__Work required__
How many lines in the listing below include the word "styles"? Reply with the count alone.

__Information shown__

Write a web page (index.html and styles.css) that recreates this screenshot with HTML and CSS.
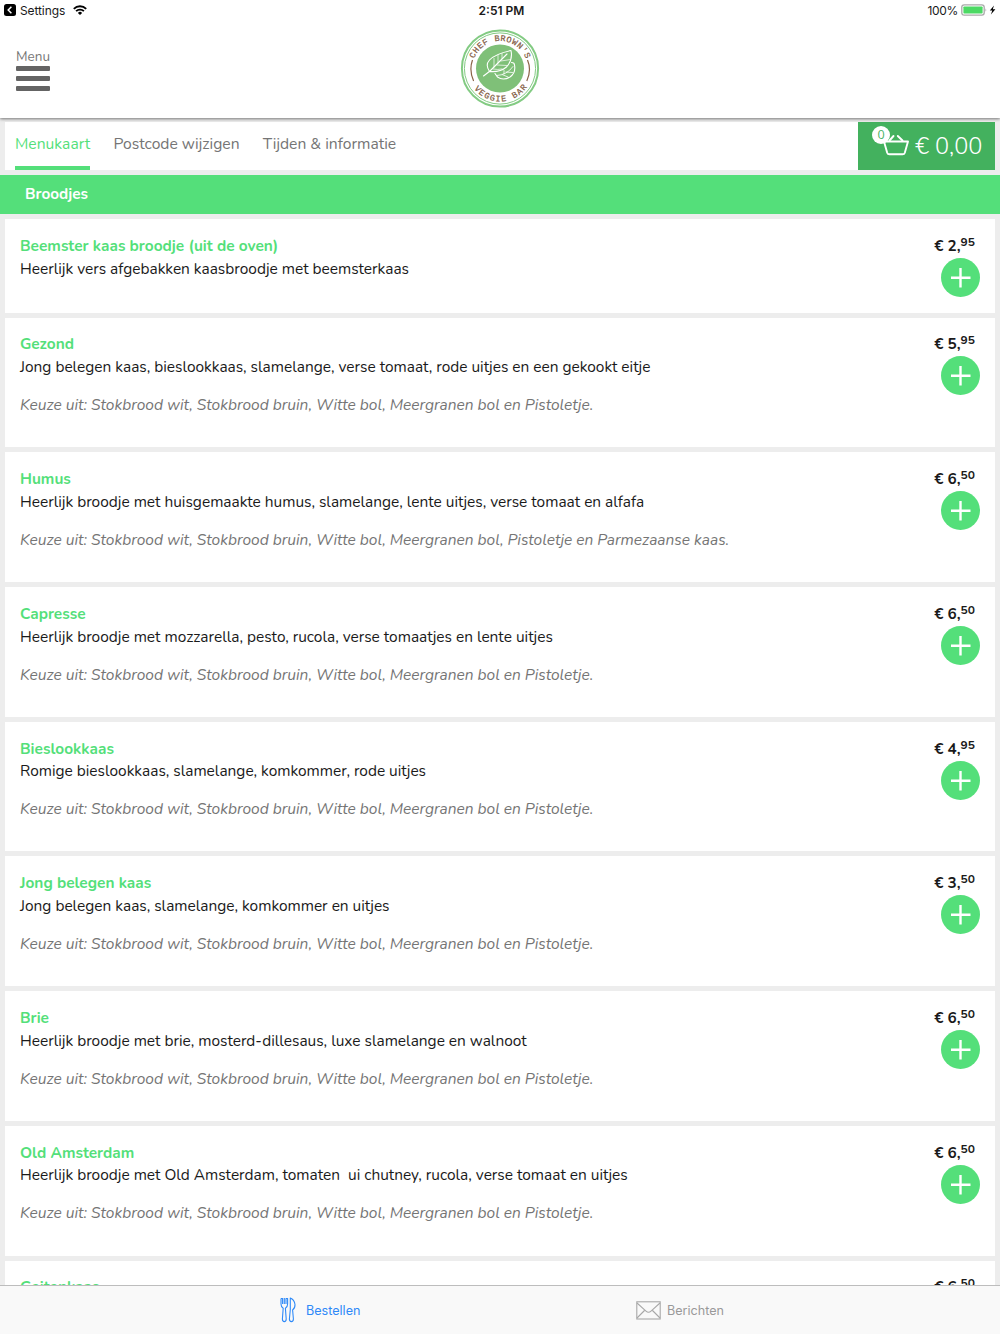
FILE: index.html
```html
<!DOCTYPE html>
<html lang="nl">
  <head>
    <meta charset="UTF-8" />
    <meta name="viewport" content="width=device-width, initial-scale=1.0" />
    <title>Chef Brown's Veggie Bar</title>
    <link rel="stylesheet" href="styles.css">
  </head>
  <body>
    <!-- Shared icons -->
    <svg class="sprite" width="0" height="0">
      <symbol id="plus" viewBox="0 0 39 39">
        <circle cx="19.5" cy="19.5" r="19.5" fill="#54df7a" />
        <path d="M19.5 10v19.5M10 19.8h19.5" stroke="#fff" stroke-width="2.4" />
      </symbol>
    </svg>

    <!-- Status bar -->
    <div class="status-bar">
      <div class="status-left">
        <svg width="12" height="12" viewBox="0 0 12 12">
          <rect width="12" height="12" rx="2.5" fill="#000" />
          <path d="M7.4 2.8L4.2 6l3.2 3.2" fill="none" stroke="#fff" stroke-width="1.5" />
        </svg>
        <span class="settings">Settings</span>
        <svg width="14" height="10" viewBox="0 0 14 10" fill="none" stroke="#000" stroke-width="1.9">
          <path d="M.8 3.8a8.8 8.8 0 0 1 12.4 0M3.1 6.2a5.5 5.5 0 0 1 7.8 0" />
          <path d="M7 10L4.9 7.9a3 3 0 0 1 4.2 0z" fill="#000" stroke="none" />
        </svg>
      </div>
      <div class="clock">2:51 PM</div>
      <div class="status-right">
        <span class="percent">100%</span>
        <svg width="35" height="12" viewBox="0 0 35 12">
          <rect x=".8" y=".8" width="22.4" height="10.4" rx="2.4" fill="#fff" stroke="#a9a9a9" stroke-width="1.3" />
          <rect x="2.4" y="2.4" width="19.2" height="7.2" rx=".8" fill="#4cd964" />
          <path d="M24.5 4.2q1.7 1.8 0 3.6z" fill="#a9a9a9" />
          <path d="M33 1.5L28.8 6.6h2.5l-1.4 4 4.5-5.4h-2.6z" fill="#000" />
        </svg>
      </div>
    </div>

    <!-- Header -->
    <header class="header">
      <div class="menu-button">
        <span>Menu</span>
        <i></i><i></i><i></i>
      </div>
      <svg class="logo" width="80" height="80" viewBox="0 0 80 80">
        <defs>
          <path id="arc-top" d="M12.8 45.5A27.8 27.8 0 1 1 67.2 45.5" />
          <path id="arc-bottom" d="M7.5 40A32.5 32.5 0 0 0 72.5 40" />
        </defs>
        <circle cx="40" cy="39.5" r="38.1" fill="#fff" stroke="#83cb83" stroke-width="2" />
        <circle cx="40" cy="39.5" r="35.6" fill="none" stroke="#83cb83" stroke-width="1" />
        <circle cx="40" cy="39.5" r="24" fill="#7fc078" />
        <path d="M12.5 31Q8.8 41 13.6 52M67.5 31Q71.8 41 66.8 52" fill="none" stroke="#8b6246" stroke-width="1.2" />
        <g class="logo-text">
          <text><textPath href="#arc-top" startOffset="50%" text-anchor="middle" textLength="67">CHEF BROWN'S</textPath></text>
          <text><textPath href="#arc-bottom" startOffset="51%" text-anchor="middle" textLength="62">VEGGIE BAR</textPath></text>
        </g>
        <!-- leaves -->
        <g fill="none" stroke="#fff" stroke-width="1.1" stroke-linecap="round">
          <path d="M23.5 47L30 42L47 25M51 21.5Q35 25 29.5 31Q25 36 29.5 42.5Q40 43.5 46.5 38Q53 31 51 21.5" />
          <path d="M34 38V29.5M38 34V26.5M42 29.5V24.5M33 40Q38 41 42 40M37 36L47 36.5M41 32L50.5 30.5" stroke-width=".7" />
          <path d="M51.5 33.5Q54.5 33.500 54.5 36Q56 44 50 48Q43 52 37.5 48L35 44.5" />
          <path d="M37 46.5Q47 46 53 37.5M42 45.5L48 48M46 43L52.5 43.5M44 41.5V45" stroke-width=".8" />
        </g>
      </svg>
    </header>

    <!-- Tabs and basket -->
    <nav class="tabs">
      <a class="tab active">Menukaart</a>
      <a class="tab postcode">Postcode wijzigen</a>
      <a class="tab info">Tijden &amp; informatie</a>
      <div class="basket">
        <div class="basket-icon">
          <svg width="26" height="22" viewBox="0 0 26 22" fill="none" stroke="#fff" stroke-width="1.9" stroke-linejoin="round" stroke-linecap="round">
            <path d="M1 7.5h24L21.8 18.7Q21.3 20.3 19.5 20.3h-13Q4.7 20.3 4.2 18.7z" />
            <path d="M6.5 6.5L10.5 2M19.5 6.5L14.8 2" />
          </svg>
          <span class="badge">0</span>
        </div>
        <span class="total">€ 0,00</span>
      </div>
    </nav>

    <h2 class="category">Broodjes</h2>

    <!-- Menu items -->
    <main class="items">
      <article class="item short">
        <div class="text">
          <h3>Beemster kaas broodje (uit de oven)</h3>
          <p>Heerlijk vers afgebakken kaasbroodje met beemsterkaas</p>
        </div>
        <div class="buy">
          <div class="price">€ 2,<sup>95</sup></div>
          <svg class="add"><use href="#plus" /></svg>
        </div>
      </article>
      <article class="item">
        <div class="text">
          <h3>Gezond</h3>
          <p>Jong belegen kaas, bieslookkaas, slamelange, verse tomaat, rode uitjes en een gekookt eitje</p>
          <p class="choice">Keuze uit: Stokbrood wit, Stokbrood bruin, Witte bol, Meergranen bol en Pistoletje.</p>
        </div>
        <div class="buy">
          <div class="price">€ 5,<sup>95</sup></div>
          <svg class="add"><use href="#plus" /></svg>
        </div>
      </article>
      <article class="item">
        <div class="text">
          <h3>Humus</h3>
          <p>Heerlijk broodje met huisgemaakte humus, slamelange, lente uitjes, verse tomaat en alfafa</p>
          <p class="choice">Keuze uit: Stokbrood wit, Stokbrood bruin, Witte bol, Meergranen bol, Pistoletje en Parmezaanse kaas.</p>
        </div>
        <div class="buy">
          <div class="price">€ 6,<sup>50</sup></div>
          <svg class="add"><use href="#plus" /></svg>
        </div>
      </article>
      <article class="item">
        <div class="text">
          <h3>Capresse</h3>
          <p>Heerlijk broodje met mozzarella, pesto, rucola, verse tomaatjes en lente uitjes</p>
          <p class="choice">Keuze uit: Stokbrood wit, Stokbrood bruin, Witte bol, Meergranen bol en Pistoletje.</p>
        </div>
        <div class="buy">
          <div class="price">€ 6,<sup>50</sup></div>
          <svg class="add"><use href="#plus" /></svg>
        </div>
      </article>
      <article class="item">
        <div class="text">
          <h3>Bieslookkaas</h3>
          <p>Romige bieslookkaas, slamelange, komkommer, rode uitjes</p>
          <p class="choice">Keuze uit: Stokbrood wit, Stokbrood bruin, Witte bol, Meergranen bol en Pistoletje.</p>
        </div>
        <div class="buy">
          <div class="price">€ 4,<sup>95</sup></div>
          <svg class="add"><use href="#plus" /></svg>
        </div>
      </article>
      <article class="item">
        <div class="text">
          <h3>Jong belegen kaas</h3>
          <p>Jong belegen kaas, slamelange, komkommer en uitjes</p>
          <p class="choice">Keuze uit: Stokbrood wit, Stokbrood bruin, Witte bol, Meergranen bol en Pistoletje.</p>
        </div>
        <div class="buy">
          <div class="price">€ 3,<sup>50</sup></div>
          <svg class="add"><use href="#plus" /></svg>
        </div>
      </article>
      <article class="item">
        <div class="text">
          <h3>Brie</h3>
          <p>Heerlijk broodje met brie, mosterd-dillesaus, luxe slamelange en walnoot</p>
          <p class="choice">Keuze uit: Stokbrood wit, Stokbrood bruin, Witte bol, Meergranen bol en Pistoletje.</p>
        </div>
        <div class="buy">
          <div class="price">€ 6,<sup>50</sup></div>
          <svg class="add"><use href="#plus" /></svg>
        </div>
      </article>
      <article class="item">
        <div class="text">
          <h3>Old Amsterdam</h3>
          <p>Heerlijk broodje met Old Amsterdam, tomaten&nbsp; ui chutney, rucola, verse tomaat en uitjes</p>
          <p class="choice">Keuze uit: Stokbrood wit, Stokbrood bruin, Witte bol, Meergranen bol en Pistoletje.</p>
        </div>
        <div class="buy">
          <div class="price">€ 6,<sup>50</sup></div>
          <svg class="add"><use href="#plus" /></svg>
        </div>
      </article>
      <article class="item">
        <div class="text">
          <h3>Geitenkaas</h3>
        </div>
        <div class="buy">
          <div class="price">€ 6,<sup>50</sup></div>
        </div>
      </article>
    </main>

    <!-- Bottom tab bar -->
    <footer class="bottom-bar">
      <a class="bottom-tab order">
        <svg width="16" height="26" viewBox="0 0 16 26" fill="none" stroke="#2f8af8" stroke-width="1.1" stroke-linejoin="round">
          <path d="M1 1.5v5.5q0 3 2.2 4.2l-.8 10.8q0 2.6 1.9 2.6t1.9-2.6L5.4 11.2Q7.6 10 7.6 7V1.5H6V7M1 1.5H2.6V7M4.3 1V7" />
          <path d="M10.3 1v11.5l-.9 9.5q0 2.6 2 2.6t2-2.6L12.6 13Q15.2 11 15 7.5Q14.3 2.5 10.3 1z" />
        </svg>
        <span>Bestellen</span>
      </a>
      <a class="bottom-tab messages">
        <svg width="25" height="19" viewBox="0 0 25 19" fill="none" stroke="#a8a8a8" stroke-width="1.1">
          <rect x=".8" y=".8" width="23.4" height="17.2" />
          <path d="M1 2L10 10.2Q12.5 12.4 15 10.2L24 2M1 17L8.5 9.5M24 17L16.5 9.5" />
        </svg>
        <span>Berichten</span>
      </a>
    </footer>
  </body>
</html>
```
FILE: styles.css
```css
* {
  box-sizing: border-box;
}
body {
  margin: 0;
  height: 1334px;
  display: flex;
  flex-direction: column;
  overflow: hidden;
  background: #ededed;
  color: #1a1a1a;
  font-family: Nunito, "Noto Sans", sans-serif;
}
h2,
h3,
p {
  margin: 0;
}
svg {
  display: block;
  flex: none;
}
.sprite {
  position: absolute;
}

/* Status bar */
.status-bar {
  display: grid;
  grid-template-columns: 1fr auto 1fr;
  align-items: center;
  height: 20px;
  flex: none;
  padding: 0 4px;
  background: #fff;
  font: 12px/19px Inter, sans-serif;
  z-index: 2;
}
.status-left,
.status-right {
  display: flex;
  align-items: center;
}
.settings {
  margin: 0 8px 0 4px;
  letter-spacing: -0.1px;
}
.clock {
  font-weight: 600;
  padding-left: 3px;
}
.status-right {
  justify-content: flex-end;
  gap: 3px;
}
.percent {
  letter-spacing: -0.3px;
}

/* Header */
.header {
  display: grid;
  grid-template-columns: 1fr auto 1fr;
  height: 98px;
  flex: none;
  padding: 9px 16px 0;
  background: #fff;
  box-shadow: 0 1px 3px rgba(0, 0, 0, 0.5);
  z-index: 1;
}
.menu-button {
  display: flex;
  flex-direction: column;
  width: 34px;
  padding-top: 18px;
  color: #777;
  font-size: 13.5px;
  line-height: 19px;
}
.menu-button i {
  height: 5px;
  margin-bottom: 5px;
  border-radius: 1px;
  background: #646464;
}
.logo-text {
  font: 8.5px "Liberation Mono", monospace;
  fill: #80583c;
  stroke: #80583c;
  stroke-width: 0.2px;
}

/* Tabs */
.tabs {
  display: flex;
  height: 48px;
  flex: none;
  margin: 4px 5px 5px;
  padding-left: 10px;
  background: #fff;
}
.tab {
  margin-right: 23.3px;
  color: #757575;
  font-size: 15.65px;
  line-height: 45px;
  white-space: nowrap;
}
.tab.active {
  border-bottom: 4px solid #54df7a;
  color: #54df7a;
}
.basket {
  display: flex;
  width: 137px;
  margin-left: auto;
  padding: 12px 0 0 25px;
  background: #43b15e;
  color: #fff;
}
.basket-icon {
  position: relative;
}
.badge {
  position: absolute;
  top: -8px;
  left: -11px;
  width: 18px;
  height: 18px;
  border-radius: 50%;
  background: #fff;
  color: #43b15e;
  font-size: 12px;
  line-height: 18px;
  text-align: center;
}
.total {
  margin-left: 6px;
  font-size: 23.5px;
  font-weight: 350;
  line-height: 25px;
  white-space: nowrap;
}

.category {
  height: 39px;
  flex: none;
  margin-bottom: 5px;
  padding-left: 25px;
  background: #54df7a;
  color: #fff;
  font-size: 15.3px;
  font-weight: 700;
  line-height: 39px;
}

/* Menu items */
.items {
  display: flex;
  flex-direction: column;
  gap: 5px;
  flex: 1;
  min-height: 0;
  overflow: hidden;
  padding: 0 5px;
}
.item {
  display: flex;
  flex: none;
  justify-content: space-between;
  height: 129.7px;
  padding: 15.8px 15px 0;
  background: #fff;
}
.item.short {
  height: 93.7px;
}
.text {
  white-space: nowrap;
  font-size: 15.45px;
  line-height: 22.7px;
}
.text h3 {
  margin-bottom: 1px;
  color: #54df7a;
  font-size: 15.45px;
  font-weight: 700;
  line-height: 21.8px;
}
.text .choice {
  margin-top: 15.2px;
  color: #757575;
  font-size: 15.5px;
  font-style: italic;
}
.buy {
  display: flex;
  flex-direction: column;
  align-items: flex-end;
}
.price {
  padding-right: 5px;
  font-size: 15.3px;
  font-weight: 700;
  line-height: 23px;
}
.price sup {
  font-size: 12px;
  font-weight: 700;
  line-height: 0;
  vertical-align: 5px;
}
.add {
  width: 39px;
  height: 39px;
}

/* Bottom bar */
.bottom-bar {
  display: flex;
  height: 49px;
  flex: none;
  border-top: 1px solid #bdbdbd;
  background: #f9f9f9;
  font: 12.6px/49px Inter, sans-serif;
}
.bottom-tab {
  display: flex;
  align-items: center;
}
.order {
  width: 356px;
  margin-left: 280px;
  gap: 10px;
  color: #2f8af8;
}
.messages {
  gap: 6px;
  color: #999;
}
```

__Answer for this exercise__
3